Weer asfalt onder de voeten
Vanaf Davies Bay was het nog maar 3 kilometer naar het einde van de Queen Charlotte Track. Drie hele makkelijke kilometers: licht glooiend, oftewel een ideaal wandelpad. Was alles maar zo. Maar helaas kwam er al snel een einde aan dit pad (voor de oplettende lezer: na 3 kilometer), toen het pad in Anakiwa overging op asfalt. Op een aantal plekker werd het asfalt afgewisseld met een stukje gravel van de Link Pathway (voet-/fietspad dat parallel aan de weg loopt).

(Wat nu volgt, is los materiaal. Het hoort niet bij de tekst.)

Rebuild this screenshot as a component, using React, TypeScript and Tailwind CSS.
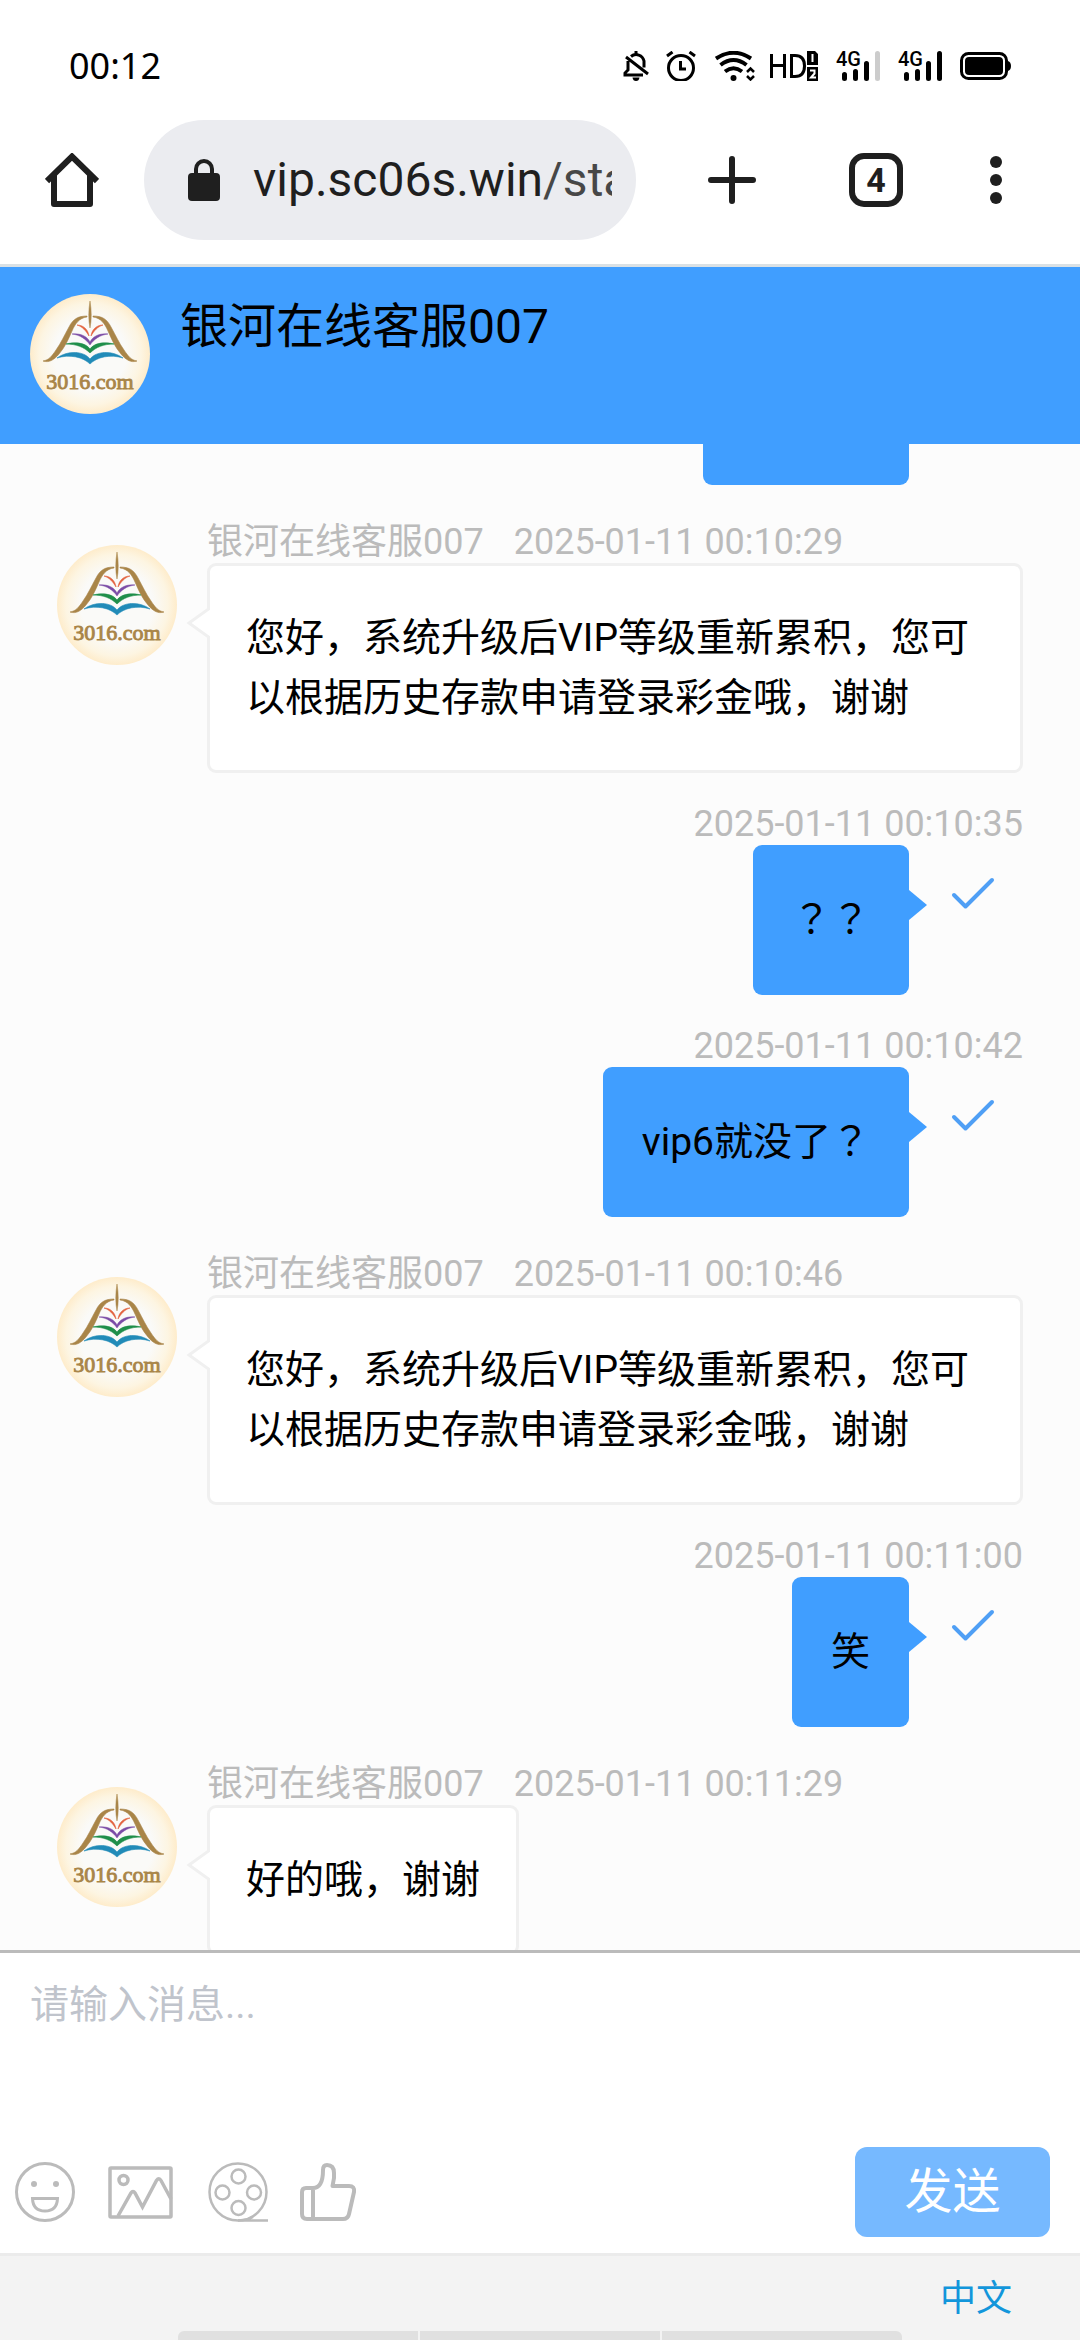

Vanaf Anakiwa (waar we het 1800 kilometer punt zijn gepasseerd!) was het zo’n 12 kilometer asfalt/Link Pathway. Niet een heel boeiend stuk dus. Gelukkig liep de Link Pathway daarna nog over een berg naar de Cullen Ridge Lookout. Een 200 meter hoog punt van waar je een goed uitzicht had over onder andere de Pelorus Sound en Havelock, het plaatsje waar we naar toe op weg waren.
Eenmaal in Havelock hebben we onze tent op het lokale Holiday Park opgezet. Gelukkig waren al onze pakketjes aangekomen: 2 dozen met in totaal 11 dagen aan eten (voor de volgende sectie) en nieuwe sokken. Hoewel onze lichamen nog wel door kunnen, geven we ze toch maar een dag vrij om fit en fris aan de volgende 11 dagen te beginnen. Oftewel, morgen hebben we een rustdag in Havelock.